Developed by at The Children's Hospital of Philadelphia Research Institute

Working with sets without knowing set theory.

An ongoing design goal of Harvest is to expose just enough functionality to enable data discovery, but no more. This is a fine line since this greatly benefits new users, but power users may find this a limitation. One area where this line exists is exposing users to set theory and boolean logic in general. It is difficult for many people to quickly understand (A and (B or (C and D))). The nesting of conditions (with all those parentheses) causes the eyes to squint until you realize you need to start with the innermost condition and work your way outward.

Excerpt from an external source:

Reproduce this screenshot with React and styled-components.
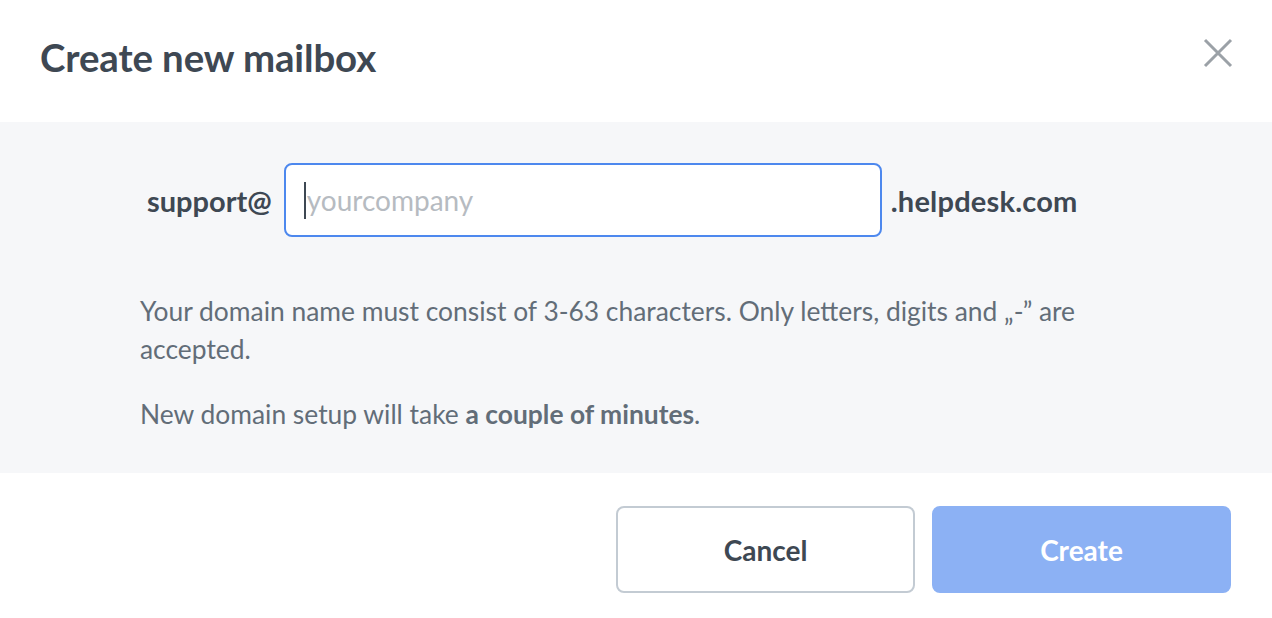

Aside from exposing users to these details, it is incredibly difficult to make a decent user experience interacting with these low-level concepts. The interface can quickly become complex and interactions become complicated. As a result, it is common for query applications to succumb to the demand of power users and eventually embed a command prompt for writing raw queries to the application.

cathode terminal

Discovery is Iterative

One inherent characteristic of data discovery is its iterative nature. The question being asked is constantly being refined and tweaked as data is being assessed and new knowledge is being gained along the way. Coming back to our example above, we can apply this knowledge gain and collapse each expression as it is evaluated:

M = C and D     // first iteration
N = B or M      // second
P = A and N     // third

X = P = (A and (B or (C and D)))

X = P is much easier to read and understand than X = (A and (B or (C and D))). The point here is that each iteration produces a new building block to be composed into the next iteration (refinement) of the question.

So how is Harvest going to accomplish this? Object sets.

Each iteration produces a result that can be represented as an object set. Regardless of how complicated the query was getting there, the object set is now a single object that needs to be added into subsequent queries. Furthermore, object sets are not simply references to the underlying query, but they contain direct references to the objects themselves. This ensures you always get back the original objects as you originally saw them. Objects can be added or removed from the set, which makes it possible to refine a set over time.

Integration of object sets is the big feature scheduled for version 2.3.